[Records with interface code]
────────

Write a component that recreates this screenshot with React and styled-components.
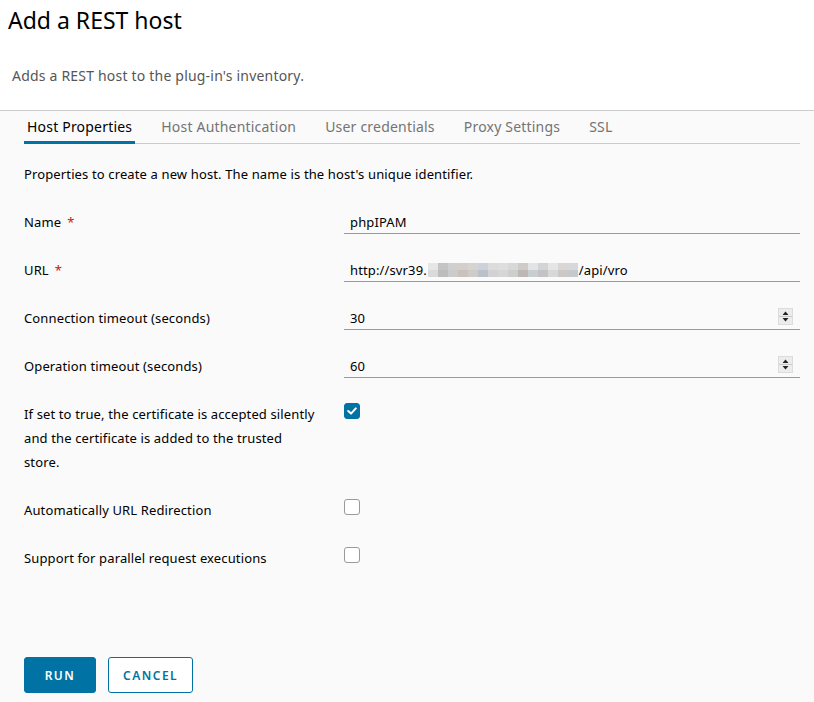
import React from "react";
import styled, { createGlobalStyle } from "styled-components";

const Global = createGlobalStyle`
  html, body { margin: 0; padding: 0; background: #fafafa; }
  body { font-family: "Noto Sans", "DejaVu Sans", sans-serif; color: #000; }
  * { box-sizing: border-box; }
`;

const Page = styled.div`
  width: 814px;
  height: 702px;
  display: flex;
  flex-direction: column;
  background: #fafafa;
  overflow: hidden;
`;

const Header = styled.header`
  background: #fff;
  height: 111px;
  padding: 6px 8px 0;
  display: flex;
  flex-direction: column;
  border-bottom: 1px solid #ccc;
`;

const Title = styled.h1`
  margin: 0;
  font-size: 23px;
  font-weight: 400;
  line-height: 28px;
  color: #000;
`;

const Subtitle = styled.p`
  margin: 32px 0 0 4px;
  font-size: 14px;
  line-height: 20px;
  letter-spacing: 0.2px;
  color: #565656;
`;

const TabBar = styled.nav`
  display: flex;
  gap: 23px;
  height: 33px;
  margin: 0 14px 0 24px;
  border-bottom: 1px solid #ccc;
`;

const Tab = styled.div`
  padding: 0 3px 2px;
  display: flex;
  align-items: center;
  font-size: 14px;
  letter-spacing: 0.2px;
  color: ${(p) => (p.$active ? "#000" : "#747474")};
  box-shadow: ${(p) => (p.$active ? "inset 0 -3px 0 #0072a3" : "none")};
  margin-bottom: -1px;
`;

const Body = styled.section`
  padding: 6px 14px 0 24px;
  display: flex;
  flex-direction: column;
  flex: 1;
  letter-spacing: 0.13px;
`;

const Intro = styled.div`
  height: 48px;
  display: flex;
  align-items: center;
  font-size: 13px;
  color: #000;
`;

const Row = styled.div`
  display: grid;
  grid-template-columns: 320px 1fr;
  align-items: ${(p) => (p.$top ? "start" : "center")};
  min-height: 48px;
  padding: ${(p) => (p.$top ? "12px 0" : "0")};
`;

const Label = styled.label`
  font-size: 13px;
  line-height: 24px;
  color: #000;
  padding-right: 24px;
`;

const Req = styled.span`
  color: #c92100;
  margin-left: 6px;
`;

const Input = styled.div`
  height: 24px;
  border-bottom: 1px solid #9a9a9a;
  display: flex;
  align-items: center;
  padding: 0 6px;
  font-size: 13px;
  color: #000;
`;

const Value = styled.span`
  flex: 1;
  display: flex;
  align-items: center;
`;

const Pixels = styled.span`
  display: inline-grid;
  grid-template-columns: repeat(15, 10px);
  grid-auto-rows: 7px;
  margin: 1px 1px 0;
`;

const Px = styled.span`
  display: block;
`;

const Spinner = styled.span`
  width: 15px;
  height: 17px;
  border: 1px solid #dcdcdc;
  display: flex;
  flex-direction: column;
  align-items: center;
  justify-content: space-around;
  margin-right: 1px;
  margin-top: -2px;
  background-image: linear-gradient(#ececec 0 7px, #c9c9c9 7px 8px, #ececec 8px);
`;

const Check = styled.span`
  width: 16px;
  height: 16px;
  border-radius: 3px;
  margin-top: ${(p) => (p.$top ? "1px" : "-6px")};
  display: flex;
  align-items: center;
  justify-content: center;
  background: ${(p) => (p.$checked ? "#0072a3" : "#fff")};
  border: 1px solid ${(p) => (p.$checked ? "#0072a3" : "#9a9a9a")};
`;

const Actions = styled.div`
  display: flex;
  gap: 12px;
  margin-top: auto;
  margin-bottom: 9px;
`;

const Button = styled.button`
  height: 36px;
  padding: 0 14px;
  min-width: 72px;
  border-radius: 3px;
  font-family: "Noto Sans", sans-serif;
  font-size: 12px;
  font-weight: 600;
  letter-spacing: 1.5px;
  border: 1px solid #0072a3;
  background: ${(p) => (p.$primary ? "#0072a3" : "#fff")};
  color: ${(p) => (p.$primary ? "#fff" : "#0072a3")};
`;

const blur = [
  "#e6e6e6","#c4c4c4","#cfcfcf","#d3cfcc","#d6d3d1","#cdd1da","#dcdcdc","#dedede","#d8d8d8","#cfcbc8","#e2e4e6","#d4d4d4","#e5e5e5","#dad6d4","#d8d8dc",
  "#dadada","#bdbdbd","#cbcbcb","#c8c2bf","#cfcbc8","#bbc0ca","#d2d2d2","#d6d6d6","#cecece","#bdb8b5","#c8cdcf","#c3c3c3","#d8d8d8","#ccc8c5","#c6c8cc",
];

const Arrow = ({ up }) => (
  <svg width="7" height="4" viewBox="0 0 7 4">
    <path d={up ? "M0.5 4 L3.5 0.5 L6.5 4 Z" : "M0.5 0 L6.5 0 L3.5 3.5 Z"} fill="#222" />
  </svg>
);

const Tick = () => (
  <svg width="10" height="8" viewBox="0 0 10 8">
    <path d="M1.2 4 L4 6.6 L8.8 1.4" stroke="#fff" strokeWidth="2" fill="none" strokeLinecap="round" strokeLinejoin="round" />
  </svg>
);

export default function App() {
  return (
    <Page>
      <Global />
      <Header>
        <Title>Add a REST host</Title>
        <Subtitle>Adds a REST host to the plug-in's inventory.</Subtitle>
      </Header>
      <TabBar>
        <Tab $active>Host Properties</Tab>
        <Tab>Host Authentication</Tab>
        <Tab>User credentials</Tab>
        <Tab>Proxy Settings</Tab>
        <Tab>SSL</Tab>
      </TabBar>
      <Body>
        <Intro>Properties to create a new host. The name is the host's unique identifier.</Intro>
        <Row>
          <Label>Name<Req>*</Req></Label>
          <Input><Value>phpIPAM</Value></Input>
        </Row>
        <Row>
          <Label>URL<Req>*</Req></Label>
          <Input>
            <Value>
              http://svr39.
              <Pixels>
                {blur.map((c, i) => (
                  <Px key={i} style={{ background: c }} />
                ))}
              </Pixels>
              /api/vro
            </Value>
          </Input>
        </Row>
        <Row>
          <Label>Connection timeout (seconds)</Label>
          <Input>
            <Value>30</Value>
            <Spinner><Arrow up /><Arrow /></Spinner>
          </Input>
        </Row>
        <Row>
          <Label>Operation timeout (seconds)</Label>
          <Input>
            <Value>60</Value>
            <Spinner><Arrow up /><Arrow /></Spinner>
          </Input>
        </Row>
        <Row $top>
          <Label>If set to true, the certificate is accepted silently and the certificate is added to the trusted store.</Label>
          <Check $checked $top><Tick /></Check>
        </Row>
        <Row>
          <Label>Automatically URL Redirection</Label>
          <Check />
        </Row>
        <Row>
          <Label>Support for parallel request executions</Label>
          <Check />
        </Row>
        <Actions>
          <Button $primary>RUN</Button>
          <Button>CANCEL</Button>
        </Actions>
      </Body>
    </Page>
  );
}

────────

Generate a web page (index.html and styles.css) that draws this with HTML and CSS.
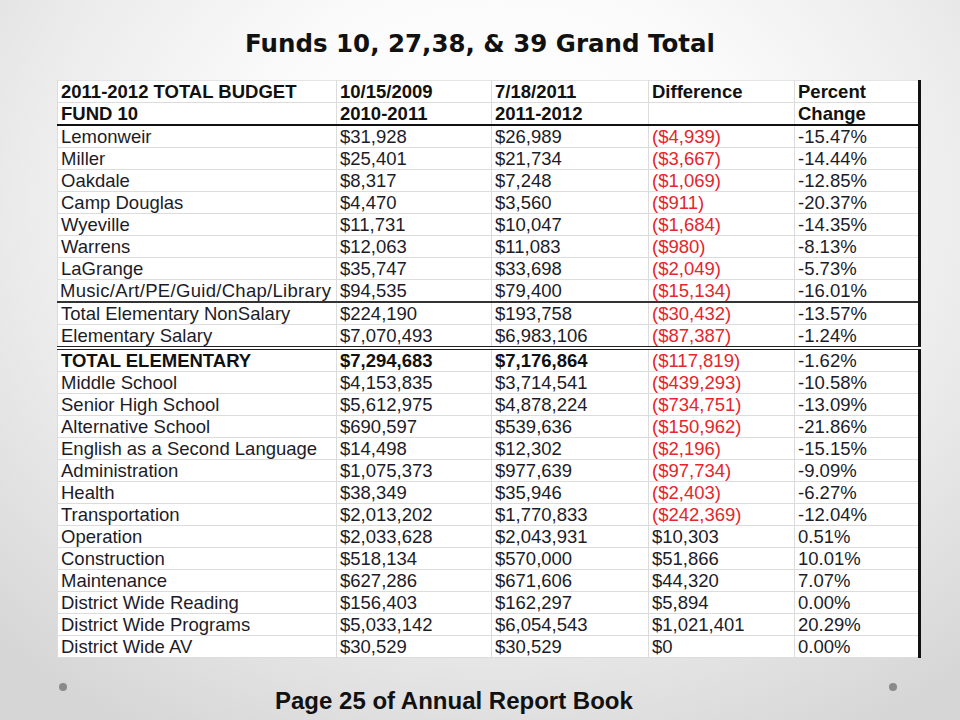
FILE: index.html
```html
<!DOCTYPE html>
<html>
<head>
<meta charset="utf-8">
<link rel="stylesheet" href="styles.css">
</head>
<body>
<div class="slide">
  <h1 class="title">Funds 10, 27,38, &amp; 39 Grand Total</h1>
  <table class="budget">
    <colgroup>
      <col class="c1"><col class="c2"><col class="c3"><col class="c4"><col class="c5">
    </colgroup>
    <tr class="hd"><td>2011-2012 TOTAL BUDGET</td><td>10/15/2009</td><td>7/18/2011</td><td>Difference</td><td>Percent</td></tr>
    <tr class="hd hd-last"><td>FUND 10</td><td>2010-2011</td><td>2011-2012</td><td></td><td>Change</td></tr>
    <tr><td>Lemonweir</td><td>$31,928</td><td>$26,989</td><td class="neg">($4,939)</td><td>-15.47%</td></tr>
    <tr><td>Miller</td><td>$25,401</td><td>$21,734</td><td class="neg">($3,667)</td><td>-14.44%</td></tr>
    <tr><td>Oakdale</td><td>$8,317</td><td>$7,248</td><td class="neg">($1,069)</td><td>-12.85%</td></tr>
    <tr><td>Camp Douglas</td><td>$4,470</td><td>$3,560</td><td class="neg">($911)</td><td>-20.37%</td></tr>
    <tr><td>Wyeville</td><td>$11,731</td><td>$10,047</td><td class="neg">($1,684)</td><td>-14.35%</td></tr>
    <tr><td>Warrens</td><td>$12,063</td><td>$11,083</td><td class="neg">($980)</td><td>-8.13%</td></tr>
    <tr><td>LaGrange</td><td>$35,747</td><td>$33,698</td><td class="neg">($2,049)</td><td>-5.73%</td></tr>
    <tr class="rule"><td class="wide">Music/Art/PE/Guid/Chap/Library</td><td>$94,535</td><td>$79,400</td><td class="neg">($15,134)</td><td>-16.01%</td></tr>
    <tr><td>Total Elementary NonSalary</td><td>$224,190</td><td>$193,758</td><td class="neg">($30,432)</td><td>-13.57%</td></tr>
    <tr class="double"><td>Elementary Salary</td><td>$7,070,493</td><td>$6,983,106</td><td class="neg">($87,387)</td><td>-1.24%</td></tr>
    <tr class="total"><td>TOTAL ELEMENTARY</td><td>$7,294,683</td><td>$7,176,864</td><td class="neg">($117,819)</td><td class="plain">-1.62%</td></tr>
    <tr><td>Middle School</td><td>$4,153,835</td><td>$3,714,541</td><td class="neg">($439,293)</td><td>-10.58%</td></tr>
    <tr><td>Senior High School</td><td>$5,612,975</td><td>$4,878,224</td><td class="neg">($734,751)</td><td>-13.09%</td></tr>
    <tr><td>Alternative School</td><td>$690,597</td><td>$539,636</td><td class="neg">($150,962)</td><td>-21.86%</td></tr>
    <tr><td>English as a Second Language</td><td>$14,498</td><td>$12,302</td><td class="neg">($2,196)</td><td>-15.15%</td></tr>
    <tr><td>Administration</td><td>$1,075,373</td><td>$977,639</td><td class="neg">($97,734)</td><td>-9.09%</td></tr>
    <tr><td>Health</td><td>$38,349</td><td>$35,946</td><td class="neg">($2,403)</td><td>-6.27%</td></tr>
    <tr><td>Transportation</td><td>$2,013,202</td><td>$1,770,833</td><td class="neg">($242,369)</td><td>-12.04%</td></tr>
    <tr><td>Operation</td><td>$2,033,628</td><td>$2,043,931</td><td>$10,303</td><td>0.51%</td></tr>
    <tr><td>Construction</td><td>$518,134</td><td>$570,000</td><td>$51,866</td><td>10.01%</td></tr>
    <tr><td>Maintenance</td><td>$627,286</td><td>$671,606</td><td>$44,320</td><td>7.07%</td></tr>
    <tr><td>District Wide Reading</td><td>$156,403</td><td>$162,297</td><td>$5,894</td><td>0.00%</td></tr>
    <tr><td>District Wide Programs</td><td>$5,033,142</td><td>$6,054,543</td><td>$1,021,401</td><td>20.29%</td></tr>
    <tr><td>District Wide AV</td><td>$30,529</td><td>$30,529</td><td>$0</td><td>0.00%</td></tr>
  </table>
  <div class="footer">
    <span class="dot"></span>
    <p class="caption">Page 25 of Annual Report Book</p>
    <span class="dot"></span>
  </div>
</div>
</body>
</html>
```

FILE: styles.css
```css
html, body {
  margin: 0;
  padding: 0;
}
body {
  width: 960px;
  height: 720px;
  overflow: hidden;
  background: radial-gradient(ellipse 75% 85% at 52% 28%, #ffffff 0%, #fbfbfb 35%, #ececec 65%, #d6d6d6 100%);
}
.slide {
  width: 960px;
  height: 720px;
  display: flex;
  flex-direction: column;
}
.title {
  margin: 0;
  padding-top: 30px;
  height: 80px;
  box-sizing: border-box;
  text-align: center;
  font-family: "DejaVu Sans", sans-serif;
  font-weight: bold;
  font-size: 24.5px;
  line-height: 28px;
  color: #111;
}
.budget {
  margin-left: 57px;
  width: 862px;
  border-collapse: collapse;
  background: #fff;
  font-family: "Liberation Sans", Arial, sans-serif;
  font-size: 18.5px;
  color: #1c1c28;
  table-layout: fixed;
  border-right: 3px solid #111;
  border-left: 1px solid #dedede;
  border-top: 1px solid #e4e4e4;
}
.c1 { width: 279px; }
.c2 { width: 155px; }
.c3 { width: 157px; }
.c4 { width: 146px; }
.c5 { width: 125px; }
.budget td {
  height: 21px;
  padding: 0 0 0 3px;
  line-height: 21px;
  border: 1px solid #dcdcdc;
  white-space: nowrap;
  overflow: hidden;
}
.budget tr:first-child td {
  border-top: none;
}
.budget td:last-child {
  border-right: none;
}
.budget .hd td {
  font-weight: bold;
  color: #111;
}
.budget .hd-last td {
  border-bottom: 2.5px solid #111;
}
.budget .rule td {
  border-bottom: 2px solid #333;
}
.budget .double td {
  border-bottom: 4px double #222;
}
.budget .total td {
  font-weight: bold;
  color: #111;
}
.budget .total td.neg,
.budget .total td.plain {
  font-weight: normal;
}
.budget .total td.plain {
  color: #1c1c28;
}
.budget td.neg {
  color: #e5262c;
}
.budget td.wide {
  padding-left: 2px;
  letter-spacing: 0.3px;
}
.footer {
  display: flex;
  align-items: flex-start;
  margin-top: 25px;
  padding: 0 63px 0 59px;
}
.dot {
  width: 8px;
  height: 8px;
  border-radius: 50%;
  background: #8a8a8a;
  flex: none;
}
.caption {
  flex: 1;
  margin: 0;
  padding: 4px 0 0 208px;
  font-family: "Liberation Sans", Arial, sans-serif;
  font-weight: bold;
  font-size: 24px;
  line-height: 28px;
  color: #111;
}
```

────────

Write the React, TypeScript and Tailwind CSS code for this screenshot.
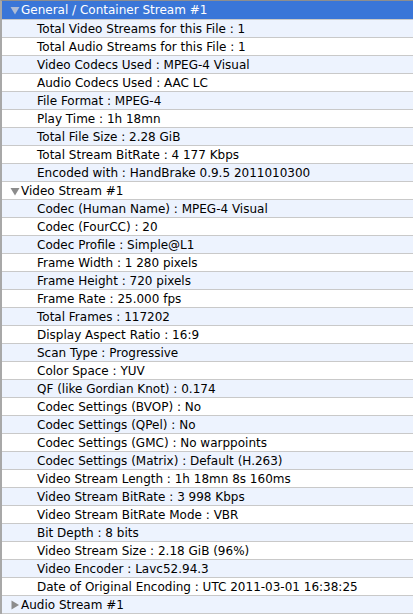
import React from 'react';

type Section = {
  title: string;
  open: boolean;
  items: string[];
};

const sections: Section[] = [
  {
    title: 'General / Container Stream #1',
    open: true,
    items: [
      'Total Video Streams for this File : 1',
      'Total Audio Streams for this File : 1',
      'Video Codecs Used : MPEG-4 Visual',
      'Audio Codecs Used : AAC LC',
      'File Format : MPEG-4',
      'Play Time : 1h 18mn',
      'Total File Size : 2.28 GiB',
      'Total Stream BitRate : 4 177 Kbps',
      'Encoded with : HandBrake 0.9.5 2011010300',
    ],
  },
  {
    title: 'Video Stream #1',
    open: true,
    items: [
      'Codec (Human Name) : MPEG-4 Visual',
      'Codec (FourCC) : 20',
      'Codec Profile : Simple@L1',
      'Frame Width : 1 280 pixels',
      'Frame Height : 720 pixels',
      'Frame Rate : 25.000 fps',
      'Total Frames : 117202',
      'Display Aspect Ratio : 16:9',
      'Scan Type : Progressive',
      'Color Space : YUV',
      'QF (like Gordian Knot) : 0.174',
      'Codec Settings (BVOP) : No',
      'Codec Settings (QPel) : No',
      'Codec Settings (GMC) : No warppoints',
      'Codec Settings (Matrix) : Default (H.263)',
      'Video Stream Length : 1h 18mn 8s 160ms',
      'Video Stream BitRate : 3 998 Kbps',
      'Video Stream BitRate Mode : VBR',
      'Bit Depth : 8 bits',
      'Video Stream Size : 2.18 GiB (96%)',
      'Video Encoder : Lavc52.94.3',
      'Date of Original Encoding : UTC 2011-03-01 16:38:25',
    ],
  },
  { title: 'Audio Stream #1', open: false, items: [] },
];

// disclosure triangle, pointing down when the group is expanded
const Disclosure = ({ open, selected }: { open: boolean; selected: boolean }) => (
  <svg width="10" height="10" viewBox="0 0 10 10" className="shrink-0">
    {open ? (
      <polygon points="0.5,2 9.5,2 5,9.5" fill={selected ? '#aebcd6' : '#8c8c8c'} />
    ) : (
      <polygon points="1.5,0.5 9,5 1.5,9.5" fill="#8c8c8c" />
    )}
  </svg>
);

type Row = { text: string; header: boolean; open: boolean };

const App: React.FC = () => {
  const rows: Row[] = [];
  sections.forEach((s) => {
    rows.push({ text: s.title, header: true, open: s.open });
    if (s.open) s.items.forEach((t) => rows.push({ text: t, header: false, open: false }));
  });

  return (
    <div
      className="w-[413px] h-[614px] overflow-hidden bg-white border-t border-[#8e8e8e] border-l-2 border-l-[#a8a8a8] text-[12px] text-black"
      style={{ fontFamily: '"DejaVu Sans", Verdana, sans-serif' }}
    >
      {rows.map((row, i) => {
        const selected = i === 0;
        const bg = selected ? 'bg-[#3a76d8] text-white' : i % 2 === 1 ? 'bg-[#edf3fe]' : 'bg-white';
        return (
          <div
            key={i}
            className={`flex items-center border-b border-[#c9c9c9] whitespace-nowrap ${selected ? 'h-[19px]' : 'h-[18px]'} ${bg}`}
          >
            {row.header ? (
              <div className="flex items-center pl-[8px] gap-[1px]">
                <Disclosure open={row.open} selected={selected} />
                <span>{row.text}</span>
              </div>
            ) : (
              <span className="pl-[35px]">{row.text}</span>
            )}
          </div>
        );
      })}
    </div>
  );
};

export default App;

────────

▸ Set problem
Identify all lines in the records above with the word "styles".

▸ Complete answer
Generate a web page (index.html and styles.css) that draws this with HTML and CSS.
<link rel="stylesheet" href="styles.css">
FILE: styles.css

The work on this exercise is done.